■ **BRIEF**
Nothing in the data should change when you return it, but leave the pictures out.

■ **DATASET EXCERPT**
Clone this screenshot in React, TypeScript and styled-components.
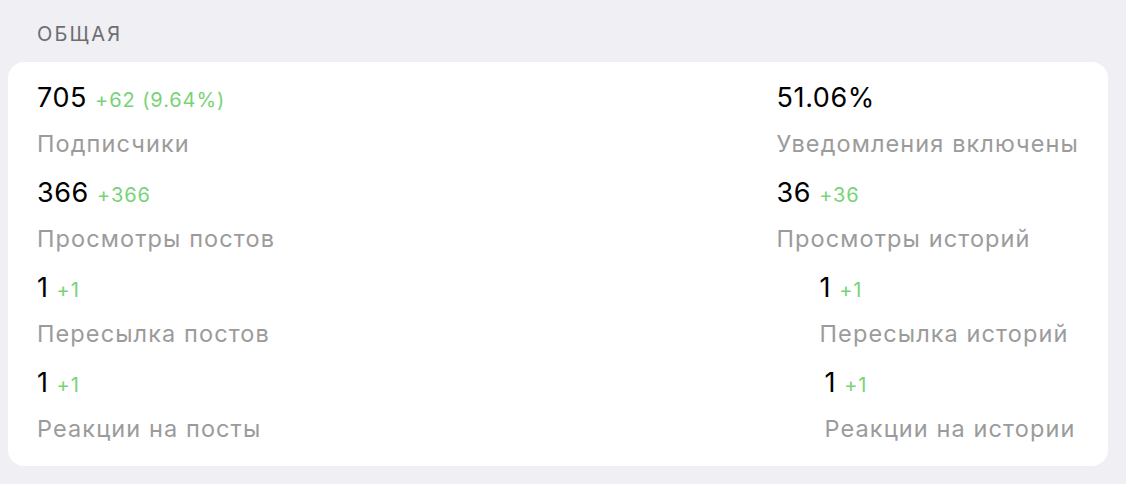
import React from 'react';
import styled, { createGlobalStyle } from 'styled-components';

const GlobalStyle = createGlobalStyle`
  body {
    margin: 0;
    background: #efeff4;
    font-family: Inter, "Noto Sans", sans-serif;
    -webkit-font-smoothing: antialiased;
  }
`;

const Page = styled.div`
  width: 1126px;
  height: 484px;
  box-sizing: border-box;
  padding: 20px 18px 0 8px;
`;

const SectionTitle = styled.div`
  padding-left: 29px;
  font-size: 20px;
  line-height: 28px;
  letter-spacing: 2.2px;
  color: #6d6d72;
  margin-bottom: 14px;
`;

const Card = styled.div`
  background: #fff;
  border-radius: 16px;
  height: 404px;
  box-sizing: border-box;
  padding: 18px 29px 0 29px;
  display: flex;
  justify-content: space-between;
`;

const Column = styled.div`
  display: flex;
  flex-direction: column;
`;

const Stat = styled.div<{ $shift?: number }>`
  margin-left: ${({ $shift }) => $shift ?? 0}px;
  height: 95px;
`;

const ValueRow = styled.div`
  display: flex;
  align-items: baseline;
  gap: 8px;
  height: 36px;
  line-height: 36px;
`;

const Value = styled.span`
  font-size: 27px;
  letter-spacing: 0.6px;
  color: #000;
`;

const Delta = styled.span`
  font-size: 20px;
  letter-spacing: 0.9px;
  color: #78d378;
`;

const Label = styled.div`
  margin-top: 12px;
  font-size: 23.5px;
  line-height: 32px;
  letter-spacing: 1.1px;
  color: #9b9b9b;
`;

type Item = { value: string; delta?: string; label: string; shift?: number };

const left: Item[] = [
  { value: '705', delta: '+62 (9.64%)', label: 'Подписчики' },
  { value: '366', delta: '+366', label: 'Просмотры постов' },
  { value: '1', delta: '+1', label: 'Пересылка постов' },
  { value: '1', delta: '+1', label: 'Реакции на посты' },
];

const right: Item[] = [
  { value: '51.06%', label: 'Уведомления включены' },
  { value: '36', delta: '+36', label: 'Просмотры историй' },
  { value: '1', delta: '+1', label: 'Пересылка историй', shift: 43 },
  { value: '1', delta: '+1', label: 'Реакции на истории', shift: 48 },
];

const StatBlock = ({ item }: { item: Item }) => (
  <Stat $shift={item.shift}>
    <ValueRow>
      <Value>{item.value}</Value>
      {item.delta && <Delta>{item.delta}</Delta>}
    </ValueRow>
    <Label>{item.label}</Label>
  </Stat>
);

export default function App() {
  return (
    <Page>
      <GlobalStyle />
      <SectionTitle>ОБЩАЯ</SectionTitle>
      <Card>
        <Column>
          {left.map((item, i) => (
            <StatBlock key={i} item={item} />
          ))}
        </Column>
        <Column>
          {right.map((item, i) => (
            <StatBlock key={i} item={item} />
          ))}
        </Column>
      </Card>
    </Page>
  );
}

■ **SOLUTION FOR THIS EXERCISE**
Clone this screenshot in React, TypeScript and styled-components.
import React from 'react';
import styled, { createGlobalStyle } from 'styled-components';

const GlobalStyle = createGlobalStyle`
  body {
    margin: 0;
    background: #efeff4;
    font-family: Inter, "Noto Sans", sans-serif;
    -webkit-font-smoothing: antialiased;
  }
`;

const Page = styled.div`
  width: 1126px;
  height: 484px;
  box-sizing: border-box;
  padding: 20px 18px 0 8px;
`;

const SectionTitle = styled.div`
  padding-left: 29px;
  font-size: 20px;
  line-height: 28px;
  letter-spacing: 2.2px;
  color: #6d6d72;
  margin-bottom: 14px;
`;

const Card = styled.div`
  background: #fff;
  border-radius: 16px;
  height: 404px;
  box-sizing: border-box;
  padding: 18px 29px 0 29px;
  display: flex;
  justify-content: space-between;
`;

const Column = styled.div`
  display: flex;
  flex-direction: column;
`;

const Stat = styled.div<{ $shift?: number }>`
  margin-left: ${({ $shift }) => $shift ?? 0}px;
  height: 95px;
`;

const ValueRow = styled.div`
  display: flex;
  align-items: baseline;
  gap: 8px;
  height: 36px;
  line-height: 36px;
`;

const Value = styled.span`
  font-size: 27px;
  letter-spacing: 0.6px;
  color: #000;
`;

const Delta = styled.span`
  font-size: 20px;
  letter-spacing: 0.9px;
  color: #78d378;
`;

const Label = styled.div`
  margin-top: 12px;
  font-size: 23.5px;
  line-height: 32px;
  letter-spacing: 1.1px;
  color: #9b9b9b;
`;

type Item = { value: string; delta?: string; label: string; shift?: number };

const left: Item[] = [
  { value: '705', delta: '+62 (9.64%)', label: 'Подписчики' },
  { value: '366', delta: '+366', label: 'Просмотры постов' },
  { value: '1', delta: '+1', label: 'Пересылка постов' },
  { value: '1', delta: '+1', label: 'Реакции на посты' },
];

const right: Item[] = [
  { value: '51.06%', label: 'Уведомления включены' },
  { value: '36', delta: '+36', label: 'Просмотры историй' },
  { value: '1', delta: '+1', label: 'Пересылка историй', shift: 43 },
  { value: '1', delta: '+1', label: 'Реакции на истории', shift: 48 },
];

const StatBlock = ({ item }: { item: Item }) => (
  <Stat $shift={item.shift}>
    <ValueRow>
      <Value>{item.value}</Value>
      {item.delta && <Delta>{item.delta}</Delta>}
    </ValueRow>
    <Label>{item.label}</Label>
  </Stat>
);

export default function App() {
  return (
    <Page>
      <GlobalStyle />
      <SectionTitle>ОБЩАЯ</SectionTitle>
      <Card>
        <Column>
          {left.map((item, i) => (
            <StatBlock key={i} item={item} />
          ))}
        </Column>
        <Column>
          {right.map((item, i) => (
            <StatBlock key={i} item={item} />
          ))}
        </Column>
      </Card>
    </Page>
  );
}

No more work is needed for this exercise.